Task statement: Pictures aside, repeat every entry exactly.

Entries with page source code:
○ ○ ○

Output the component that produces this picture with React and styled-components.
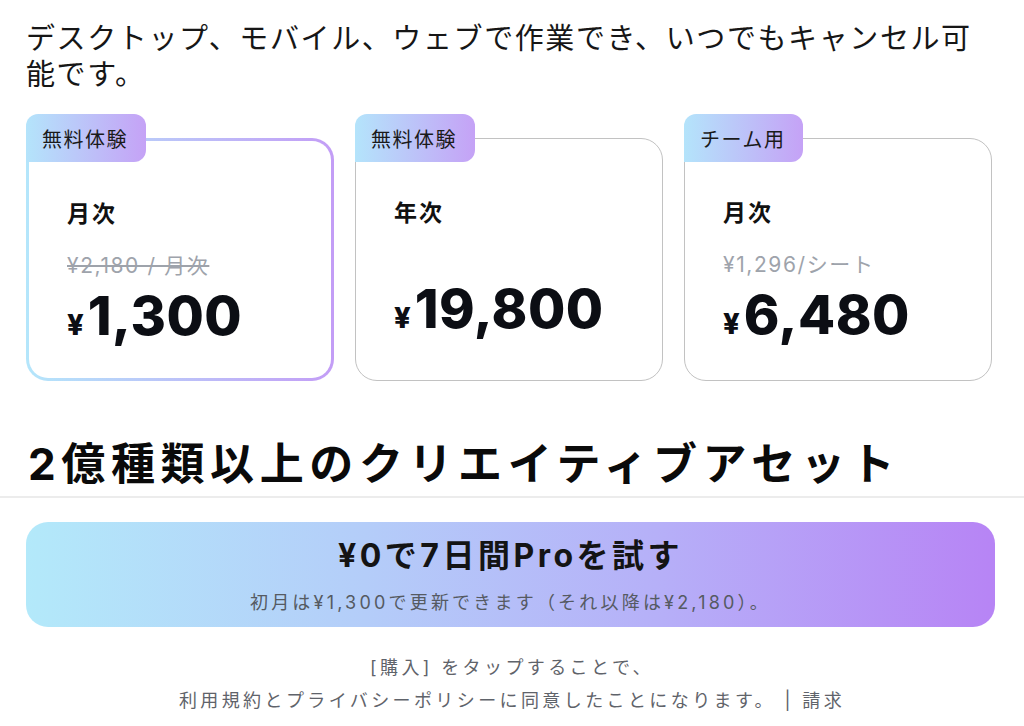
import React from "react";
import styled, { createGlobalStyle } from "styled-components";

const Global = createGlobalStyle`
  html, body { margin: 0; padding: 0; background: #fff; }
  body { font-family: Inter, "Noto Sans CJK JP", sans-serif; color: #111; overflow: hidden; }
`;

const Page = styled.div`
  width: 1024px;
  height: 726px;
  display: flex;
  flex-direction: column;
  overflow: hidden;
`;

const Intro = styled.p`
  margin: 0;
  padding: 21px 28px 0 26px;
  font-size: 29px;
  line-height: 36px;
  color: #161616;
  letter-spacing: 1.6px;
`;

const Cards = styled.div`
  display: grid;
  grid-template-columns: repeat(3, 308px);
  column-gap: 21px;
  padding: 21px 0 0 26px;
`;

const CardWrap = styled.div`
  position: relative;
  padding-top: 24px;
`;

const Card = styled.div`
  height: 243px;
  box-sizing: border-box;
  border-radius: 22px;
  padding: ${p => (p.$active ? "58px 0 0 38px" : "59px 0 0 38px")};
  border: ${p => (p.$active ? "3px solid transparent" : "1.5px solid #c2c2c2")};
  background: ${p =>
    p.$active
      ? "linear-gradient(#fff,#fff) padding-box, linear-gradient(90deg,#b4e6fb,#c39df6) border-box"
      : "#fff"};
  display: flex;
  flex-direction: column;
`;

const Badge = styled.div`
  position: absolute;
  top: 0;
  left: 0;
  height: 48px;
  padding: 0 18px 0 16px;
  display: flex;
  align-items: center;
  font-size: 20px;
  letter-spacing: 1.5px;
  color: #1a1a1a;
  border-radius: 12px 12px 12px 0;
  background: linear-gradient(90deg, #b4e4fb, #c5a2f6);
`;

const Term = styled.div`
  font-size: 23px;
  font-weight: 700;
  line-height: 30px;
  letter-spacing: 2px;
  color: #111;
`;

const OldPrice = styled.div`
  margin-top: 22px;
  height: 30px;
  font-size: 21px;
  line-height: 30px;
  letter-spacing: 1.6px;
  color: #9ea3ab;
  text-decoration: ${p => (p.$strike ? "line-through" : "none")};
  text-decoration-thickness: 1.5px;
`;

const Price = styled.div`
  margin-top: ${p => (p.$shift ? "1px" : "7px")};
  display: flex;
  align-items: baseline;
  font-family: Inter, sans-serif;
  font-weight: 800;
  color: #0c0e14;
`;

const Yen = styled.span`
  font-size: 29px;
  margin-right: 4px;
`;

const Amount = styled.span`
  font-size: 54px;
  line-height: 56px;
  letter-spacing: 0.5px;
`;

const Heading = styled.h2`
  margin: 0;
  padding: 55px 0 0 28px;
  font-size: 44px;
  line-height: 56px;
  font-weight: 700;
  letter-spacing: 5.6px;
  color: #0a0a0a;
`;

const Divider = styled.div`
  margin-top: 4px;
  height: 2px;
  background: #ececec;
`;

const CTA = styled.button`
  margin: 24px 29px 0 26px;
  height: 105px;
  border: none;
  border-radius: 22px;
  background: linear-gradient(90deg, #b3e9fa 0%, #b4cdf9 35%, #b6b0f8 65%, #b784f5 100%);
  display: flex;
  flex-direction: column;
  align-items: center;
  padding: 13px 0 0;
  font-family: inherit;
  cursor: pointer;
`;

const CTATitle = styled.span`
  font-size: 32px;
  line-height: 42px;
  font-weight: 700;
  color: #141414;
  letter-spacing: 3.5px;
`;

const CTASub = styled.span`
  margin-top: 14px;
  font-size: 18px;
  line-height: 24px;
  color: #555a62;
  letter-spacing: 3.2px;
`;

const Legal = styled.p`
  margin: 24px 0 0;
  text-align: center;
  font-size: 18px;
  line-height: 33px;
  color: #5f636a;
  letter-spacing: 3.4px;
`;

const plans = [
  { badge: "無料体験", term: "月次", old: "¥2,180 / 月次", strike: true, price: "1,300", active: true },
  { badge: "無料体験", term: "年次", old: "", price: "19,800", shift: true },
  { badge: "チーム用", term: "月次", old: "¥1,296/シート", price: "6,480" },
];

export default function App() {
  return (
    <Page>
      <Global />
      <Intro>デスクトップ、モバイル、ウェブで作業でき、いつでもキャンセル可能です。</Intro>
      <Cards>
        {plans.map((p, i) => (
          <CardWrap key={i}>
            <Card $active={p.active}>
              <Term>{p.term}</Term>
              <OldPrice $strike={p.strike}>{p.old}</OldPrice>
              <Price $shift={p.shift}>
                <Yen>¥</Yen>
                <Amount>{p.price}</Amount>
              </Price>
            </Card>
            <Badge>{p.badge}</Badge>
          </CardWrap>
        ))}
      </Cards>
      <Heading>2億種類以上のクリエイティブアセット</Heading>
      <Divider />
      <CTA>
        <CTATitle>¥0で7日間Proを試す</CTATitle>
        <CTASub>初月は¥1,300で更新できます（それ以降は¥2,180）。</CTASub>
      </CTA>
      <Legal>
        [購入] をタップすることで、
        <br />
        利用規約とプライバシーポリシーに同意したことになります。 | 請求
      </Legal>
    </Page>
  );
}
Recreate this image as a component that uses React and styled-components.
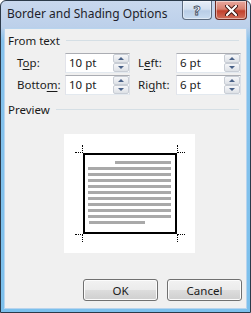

○ ○ ○

The output:
Output the component that produces this picture with React and styled-components.
import React from "react";
import styled, { createGlobalStyle } from "styled-components";

const Global = createGlobalStyle`
  html, body { margin: 0; padding: 0; background: #fff; }
  body { font-family: Inter, "Noto Sans CJK JP", sans-serif; color: #111; overflow: hidden; }
`;

const Page = styled.div`
  width: 1024px;
  height: 726px;
  display: flex;
  flex-direction: column;
  overflow: hidden;
`;

const Intro = styled.p`
  margin: 0;
  padding: 21px 28px 0 26px;
  font-size: 29px;
  line-height: 36px;
  color: #161616;
  letter-spacing: 1.6px;
`;

const Cards = styled.div`
  display: grid;
  grid-template-columns: repeat(3, 308px);
  column-gap: 21px;
  padding: 21px 0 0 26px;
`;

const CardWrap = styled.div`
  position: relative;
  padding-top: 24px;
`;

const Card = styled.div`
  height: 243px;
  box-sizing: border-box;
  border-radius: 22px;
  padding: ${p => (p.$active ? "58px 0 0 38px" : "59px 0 0 38px")};
  border: ${p => (p.$active ? "3px solid transparent" : "1.5px solid #c2c2c2")};
  background: ${p =>
    p.$active
      ? "linear-gradient(#fff,#fff) padding-box, linear-gradient(90deg,#b4e6fb,#c39df6) border-box"
      : "#fff"};
  display: flex;
  flex-direction: column;
`;

const Badge = styled.div`
  position: absolute;
  top: 0;
  left: 0;
  height: 48px;
  padding: 0 18px 0 16px;
  display: flex;
  align-items: center;
  font-size: 20px;
  letter-spacing: 1.5px;
  color: #1a1a1a;
  border-radius: 12px 12px 12px 0;
  background: linear-gradient(90deg, #b4e4fb, #c5a2f6);
`;

const Term = styled.div`
  font-size: 23px;
  font-weight: 700;
  line-height: 30px;
  letter-spacing: 2px;
  color: #111;
`;

const OldPrice = styled.div`
  margin-top: 22px;
  height: 30px;
  font-size: 21px;
  line-height: 30px;
  letter-spacing: 1.6px;
  color: #9ea3ab;
  text-decoration: ${p => (p.$strike ? "line-through" : "none")};
  text-decoration-thickness: 1.5px;
`;

const Price = styled.div`
  margin-top: ${p => (p.$shift ? "1px" : "7px")};
  display: flex;
  align-items: baseline;
  font-family: Inter, sans-serif;
  font-weight: 800;
  color: #0c0e14;
`;

const Yen = styled.span`
  font-size: 29px;
  margin-right: 4px;
`;

const Amount = styled.span`
  font-size: 54px;
  line-height: 56px;
  letter-spacing: 0.5px;
`;

const Heading = styled.h2`
  margin: 0;
  padding: 55px 0 0 28px;
  font-size: 44px;
  line-height: 56px;
  font-weight: 700;
  letter-spacing: 5.6px;
  color: #0a0a0a;
`;

const Divider = styled.div`
  margin-top: 4px;
  height: 2px;
  background: #ececec;
`;

const CTA = styled.button`
  margin: 24px 29px 0 26px;
  height: 105px;
  border: none;
  border-radius: 22px;
  background: linear-gradient(90deg, #b3e9fa 0%, #b4cdf9 35%, #b6b0f8 65%, #b784f5 100%);
  display: flex;
  flex-direction: column;
  align-items: center;
  padding: 13px 0 0;
  font-family: inherit;
  cursor: pointer;
`;

const CTATitle = styled.span`
  font-size: 32px;
  line-height: 42px;
  font-weight: 700;
  color: #141414;
  letter-spacing: 3.5px;
`;

const CTASub = styled.span`
  margin-top: 14px;
  font-size: 18px;
  line-height: 24px;
  color: #555a62;
  letter-spacing: 3.2px;
`;

const Legal = styled.p`
  margin: 24px 0 0;
  text-align: center;
  font-size: 18px;
  line-height: 33px;
  color: #5f636a;
  letter-spacing: 3.4px;
`;

const plans = [
  { badge: "無料体験", term: "月次", old: "¥2,180 / 月次", strike: true, price: "1,300", active: true },
  { badge: "無料体験", term: "年次", old: "", price: "19,800", shift: true },
  { badge: "チーム用", term: "月次", old: "¥1,296/シート", price: "6,480" },
];

export default function App() {
  return (
    <Page>
      <Global />
      <Intro>デスクトップ、モバイル、ウェブで作業でき、いつでもキャンセル可能です。</Intro>
      <Cards>
        {plans.map((p, i) => (
          <CardWrap key={i}>
            <Card $active={p.active}>
              <Term>{p.term}</Term>
              <OldPrice $strike={p.strike}>{p.old}</OldPrice>
              <Price $shift={p.shift}>
                <Yen>¥</Yen>
                <Amount>{p.price}</Amount>
              </Price>
            </Card>
            <Badge>{p.badge}</Badge>
          </CardWrap>
        ))}
      </Cards>
      <Heading>2億種類以上のクリエイティブアセット</Heading>
      <Divider />
      <CTA>
        <CTATitle>¥0で7日間Proを試す</CTATitle>
        <CTASub>初月は¥1,300で更新できます（それ以降は¥2,180）。</CTASub>
      </CTA>
      <Legal>
        [購入] をタップすることで、
        <br />
        利用規約とプライバシーポリシーに同意したことになります。 | 請求
      </Legal>
    </Page>
  );
}
Recreate this image as a component that uses React and styled-components.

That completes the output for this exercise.